[start Source data]
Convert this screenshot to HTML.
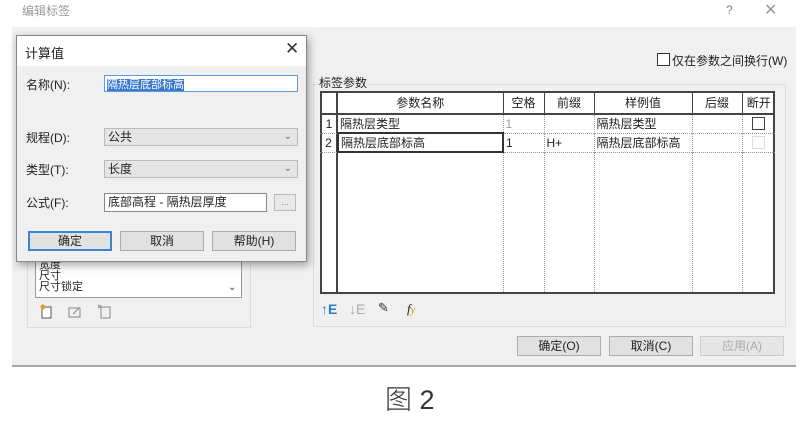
<!DOCTYPE html>
<html><head><meta charset="utf-8"><style>
*{box-sizing:border-box;margin:0;padding:0}
body{width:806px;height:426px;background:#fff;position:relative;overflow:hidden;font-family:"Liberation Sans","Noto Sans CJK SC",sans-serif;font-size:12px;color:#222}
.a{position:absolute}
.btn{position:absolute;background:#e1e1e1;border:1px solid #adadad;text-align:center;line-height:18px;font-size:12px}
.cb{position:absolute;width:13px;height:13px;border:1px solid #333;background:#fff}
table{border-collapse:collapse}
.li{height:11px;line-height:11px;font-size:11px}
</style></head><body>
<div class="a" style="left:22px;top:2px;color:#999;font-size:12px">编辑标签</div>
<div class="a" style="left:726px;top:3px;color:#888;font-size:12px">?</div>
<div class="a" style="left:764px;top:0px;color:#999;font-size:16px">✕</div>
<div class="a" style="left:12px;top:27px;width:784px;height:340px;background:#f0f0f0;border-bottom:2px solid #a8a8a8"></div>

<div class="a" style="left:27px;top:250px;width:224px;height:78px;border:1px solid #dcdcdc"></div>
<div class="a" style="left:35px;top:259px;width:207px;height:39px;background:#fff;border:1px solid #999;padding-left:3px;overflow:hidden"><div class="li">宽度</div><div class="li">尺寸</div><div class="li">尺寸锁定</div></div>
<div class="a" style="left:228px;top:282px;font-size:10px;color:#444">⌄</div>
<svg class="a" style="left:38px;top:302px" width="90" height="18"><rect x="4" y="5" width="9" height="11" fill="#fff" stroke="#555"/><circle cx="5" cy="5" r="2.5" fill="#e69a3a"/><rect x="31" y="6" width="11" height="9" fill="none" stroke="#888"/><path d="M35 12 L41 6" stroke="#888"/><rect x="63" y="5" width="9" height="11" fill="none" stroke="#888"/><path d="M60 3 l3 3 M63 3 l-3 3" stroke="#888"/></svg>

<div class="cb" style="left:657px;top:53px"></div>
<div class="a" style="left:672px;top:52px;font-size:12px">仅在参数之间换行(W)</div>
<div class="a" style="left:313px;top:84px;width:473px;height:243px;border:1px solid #dcdcdc"></div>
<div class="a" style="left:319px;top:74px;font-size:12px;background:#f0f0f0">标签参数</div>
<div class="a" style="left:320px;top:91px;width:455px;height:203px;background:#fff;border:2px solid #444"></div>
<div class="a" style="left:320px;top:91px;width:18px;height:203px;border-right:2px solid #444"></div>
<table class="a" style="left:320px;top:91px;font-size:12px">
<tr style="height:23px;border-bottom:2px solid #444"><td style="width:18px"></td><td style="width:165px;text-align:center;border-right:1px solid #444">参数名称</td><td style="width:41px;text-align:center;border-right:1px solid #444">空格</td><td style="width:50px;text-align:center;border-right:1px solid #444">前缀</td><td style="width:98px;text-align:center;border-right:1px solid #444">样例值</td><td style="width:50px;text-align:center;border-right:1px solid #444">后缀</td><td style="width:33px;text-align:center">断开</td></tr>
<tr style="height:19px;border-bottom:1px dotted #999"><td style="text-align:center">1</td><td style="padding-left:2px;border-right:1px dotted #999">隔热层类型</td><td style="color:#999;padding-left:2px;border-right:1px dotted #999">1</td><td style="border-right:1px dotted #999"></td><td style="padding-left:2px;border-right:1px dotted #999">隔热层类型</td><td style="border-right:1px dotted #999"></td><td><div style="width:13px;height:13px;border:1px solid #444;margin:auto"></div></td></tr>
<tr style="height:19px;border-bottom:1px dotted #999"><td style="text-align:center">2</td><td style="padding-left:2px;border:2px solid #333">隔热层底部标高</td><td style="padding-left:2px;border-right:1px dotted #999">1</td><td style="padding-left:2px;border-right:1px dotted #999">H+</td><td style="padding-left:2px;border-right:1px dotted #999">隔热层底部标高</td><td style="border-right:1px dotted #999"></td><td><div style="width:13px;height:13px;border:1px solid #ddd;margin:auto"></div></td></tr>
<tr style="height:140px"><td></td><td style="border-right:1px dotted #999"></td><td style="border-right:1px dotted #999"></td><td style="border-right:1px dotted #999"></td><td style="border-right:1px dotted #999"></td><td style="border-right:1px dotted #999"></td><td></td></tr>
</table>
<div class="a" style="left:321px;top:301px;font-size:14px;color:#2a7ad0;font-weight:bold">↑E</div>
<div class="a" style="left:349px;top:301px;font-size:14px;color:#aaa">↓E</div>
<div class="a" style="left:378px;top:300px;font-size:13px;color:#333">✎</div>
<div class="a" style="left:407px;top:301px;font-size:13px;font-style:italic;font-family:'Liberation Serif',serif">f<span style="color:#c90;font-size:10px">y</span></div>
<div class="btn" style="left:517px;top:336px;width:84px;height:20px">确定(O)</div>
<div class="btn" style="left:609px;top:336px;width:84px;height:20px">取消(C)</div>
<div class="btn" style="left:700px;top:336px;width:84px;height:20px;color:#aaa;background:#e6e6e6;border-color:#ccc">应用(A)</div>

<div class="a" style="left:16px;top:35px;width:291px;height:227px;background:#f0f0f0;border:1px solid #888;box-shadow:2px 3px 8px rgba(0,0,0,.35)">
<div style="height:30px;background:#fff;position:relative"><div class="a" style="left:8px;top:7px;font-size:13px">计算值</div><div class="a" style="left:268px;top:3px;font-size:17px;color:#333">✕</div></div>
</div>
<div class="a" style="left:26px;top:76px">名称(N):</div>
<div class="a" style="left:104px;top:75px;width:194px;height:17px;background:#fff;border:1px solid #5a9ad8"><span style="background:#3a78d0;color:#fff;font-size:11px;margin-left:2px">隔热层底部标高</span></div>
<div class="a" style="left:26px;top:129px">规程(D):</div>
<div class="a" style="left:104px;top:128px;width:194px;height:18px;background:#e5e5e5;border:1px solid #bbb;padding-left:3px;line-height:16px">公共<span style="float:right;margin-right:5px;color:#666;font-size:10px">⌄</span></div>
<div class="a" style="left:26px;top:161px">类型(T):</div>
<div class="a" style="left:104px;top:160px;width:194px;height:18px;background:#e5e5e5;border:1px solid #bbb;padding-left:3px;line-height:16px">长度<span style="float:right;margin-right:5px;color:#666;font-size:10px">⌄</span></div>
<div class="a" style="left:26px;top:194px">公式(F):</div>
<div class="a" style="left:104px;top:193px;width:163px;height:19px;background:#fff;border:1px solid #888;padding-left:3px;line-height:17px">底部高程 - 隔热层厚度</div>
<div class="a" style="left:274px;top:194px;width:22px;height:17px;border:1px solid #bbb;background:#e9e9e9;font-size:9px;text-align:center;color:#888;line-height:14px">...</div>
<div class="btn" style="left:28px;top:231px;width:84px;height:20px;border:2px solid #3a84d0;line-height:16px">确定</div>
<div class="btn" style="left:120px;top:231px;width:84px;height:20px">取消</div>
<div class="btn" style="left:212px;top:231px;width:84px;height:20px">帮助(H)</div>

<div class="a" style="left:385px;top:378px;font-size:27px;font-weight:300;color:#333">图 2</div>
</body></html>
[end Source data]
*Stated problem:*
Write the full listing out again with every line unchanged, but include no pictures.

*Written solution:*
Convert this screenshot to HTML.
<!DOCTYPE html>
<html><head><meta charset="utf-8"><style>
*{box-sizing:border-box;margin:0;padding:0}
body{width:806px;height:426px;background:#fff;position:relative;overflow:hidden;font-family:"Liberation Sans","Noto Sans CJK SC",sans-serif;font-size:12px;color:#222}
.a{position:absolute}
.btn{position:absolute;background:#e1e1e1;border:1px solid #adadad;text-align:center;line-height:18px;font-size:12px}
.cb{position:absolute;width:13px;height:13px;border:1px solid #333;background:#fff}
table{border-collapse:collapse}
.li{height:11px;line-height:11px;font-size:11px}
</style></head><body>
<div class="a" style="left:22px;top:2px;color:#999;font-size:12px">编辑标签</div>
<div class="a" style="left:726px;top:3px;color:#888;font-size:12px">?</div>
<div class="a" style="left:764px;top:0px;color:#999;font-size:16px">✕</div>
<div class="a" style="left:12px;top:27px;width:784px;height:340px;background:#f0f0f0;border-bottom:2px solid #a8a8a8"></div>

<div class="a" style="left:27px;top:250px;width:224px;height:78px;border:1px solid #dcdcdc"></div>
<div class="a" style="left:35px;top:259px;width:207px;height:39px;background:#fff;border:1px solid #999;padding-left:3px;overflow:hidden"><div class="li">宽度</div><div class="li">尺寸</div><div class="li">尺寸锁定</div></div>
<div class="a" style="left:228px;top:282px;font-size:10px;color:#444">⌄</div>
<svg class="a" style="left:38px;top:302px" width="90" height="18"><rect x="4" y="5" width="9" height="11" fill="#fff" stroke="#555"/><circle cx="5" cy="5" r="2.5" fill="#e69a3a"/><rect x="31" y="6" width="11" height="9" fill="none" stroke="#888"/><path d="M35 12 L41 6" stroke="#888"/><rect x="63" y="5" width="9" height="11" fill="none" stroke="#888"/><path d="M60 3 l3 3 M63 3 l-3 3" stroke="#888"/></svg>

<div class="cb" style="left:657px;top:53px"></div>
<div class="a" style="left:672px;top:52px;font-size:12px">仅在参数之间换行(W)</div>
<div class="a" style="left:313px;top:84px;width:473px;height:243px;border:1px solid #dcdcdc"></div>
<div class="a" style="left:319px;top:74px;font-size:12px;background:#f0f0f0">标签参数</div>
<div class="a" style="left:320px;top:91px;width:455px;height:203px;background:#fff;border:2px solid #444"></div>
<div class="a" style="left:320px;top:91px;width:18px;height:203px;border-right:2px solid #444"></div>
<table class="a" style="left:320px;top:91px;font-size:12px">
<tr style="height:23px;border-bottom:2px solid #444"><td style="width:18px"></td><td style="width:165px;text-align:center;border-right:1px solid #444">参数名称</td><td style="width:41px;text-align:center;border-right:1px solid #444">空格</td><td style="width:50px;text-align:center;border-right:1px solid #444">前缀</td><td style="width:98px;text-align:center;border-right:1px solid #444">样例值</td><td style="width:50px;text-align:center;border-right:1px solid #444">后缀</td><td style="width:33px;text-align:center">断开</td></tr>
<tr style="height:19px;border-bottom:1px dotted #999"><td style="text-align:center">1</td><td style="padding-left:2px;border-right:1px dotted #999">隔热层类型</td><td style="color:#999;padding-left:2px;border-right:1px dotted #999">1</td><td style="border-right:1px dotted #999"></td><td style="padding-left:2px;border-right:1px dotted #999">隔热层类型</td><td style="border-right:1px dotted #999"></td><td><div style="width:13px;height:13px;border:1px solid #444;margin:auto"></div></td></tr>
<tr style="height:19px;border-bottom:1px dotted #999"><td style="text-align:center">2</td><td style="padding-left:2px;border:2px solid #333">隔热层底部标高</td><td style="padding-left:2px;border-right:1px dotted #999">1</td><td style="padding-left:2px;border-right:1px dotted #999">H+</td><td style="padding-left:2px;border-right:1px dotted #999">隔热层底部标高</td><td style="border-right:1px dotted #999"></td><td><div style="width:13px;height:13px;border:1px solid #ddd;margin:auto"></div></td></tr>
<tr style="height:140px"><td></td><td style="border-right:1px dotted #999"></td><td style="border-right:1px dotted #999"></td><td style="border-right:1px dotted #999"></td><td style="border-right:1px dotted #999"></td><td style="border-right:1px dotted #999"></td><td></td></tr>
</table>
<div class="a" style="left:321px;top:301px;font-size:14px;color:#2a7ad0;font-weight:bold">↑E</div>
<div class="a" style="left:349px;top:301px;font-size:14px;color:#aaa">↓E</div>
<div class="a" style="left:378px;top:300px;font-size:13px;color:#333">✎</div>
<div class="a" style="left:407px;top:301px;font-size:13px;font-style:italic;font-family:'Liberation Serif',serif">f<span style="color:#c90;font-size:10px">y</span></div>
<div class="btn" style="left:517px;top:336px;width:84px;height:20px">确定(O)</div>
<div class="btn" style="left:609px;top:336px;width:84px;height:20px">取消(C)</div>
<div class="btn" style="left:700px;top:336px;width:84px;height:20px;color:#aaa;background:#e6e6e6;border-color:#ccc">应用(A)</div>

<div class="a" style="left:16px;top:35px;width:291px;height:227px;background:#f0f0f0;border:1px solid #888;box-shadow:2px 3px 8px rgba(0,0,0,.35)">
<div style="height:30px;background:#fff;position:relative"><div class="a" style="left:8px;top:7px;font-size:13px">计算值</div><div class="a" style="left:268px;top:3px;font-size:17px;color:#333">✕</div></div>
</div>
<div class="a" style="left:26px;top:76px">名称(N):</div>
<div class="a" style="left:104px;top:75px;width:194px;height:17px;background:#fff;border:1px solid #5a9ad8"><span style="background:#3a78d0;color:#fff;font-size:11px;margin-left:2px">隔热层底部标高</span></div>
<div class="a" style="left:26px;top:129px">规程(D):</div>
<div class="a" style="left:104px;top:128px;width:194px;height:18px;background:#e5e5e5;border:1px solid #bbb;padding-left:3px;line-height:16px">公共<span style="float:right;margin-right:5px;color:#666;font-size:10px">⌄</span></div>
<div class="a" style="left:26px;top:161px">类型(T):</div>
<div class="a" style="left:104px;top:160px;width:194px;height:18px;background:#e5e5e5;border:1px solid #bbb;padding-left:3px;line-height:16px">长度<span style="float:right;margin-right:5px;color:#666;font-size:10px">⌄</span></div>
<div class="a" style="left:26px;top:194px">公式(F):</div>
<div class="a" style="left:104px;top:193px;width:163px;height:19px;background:#fff;border:1px solid #888;padding-left:3px;line-height:17px">底部高程 - 隔热层厚度</div>
<div class="a" style="left:274px;top:194px;width:22px;height:17px;border:1px solid #bbb;background:#e9e9e9;font-size:9px;text-align:center;color:#888;line-height:14px">...</div>
<div class="btn" style="left:28px;top:231px;width:84px;height:20px;border:2px solid #3a84d0;line-height:16px">确定</div>
<div class="btn" style="left:120px;top:231px;width:84px;height:20px">取消</div>
<div class="btn" style="left:212px;top:231px;width:84px;height:20px">帮助(H)</div>

<div class="a" style="left:385px;top:378px;font-size:27px;font-weight:300;color:#333">图 2</div>
</body></html>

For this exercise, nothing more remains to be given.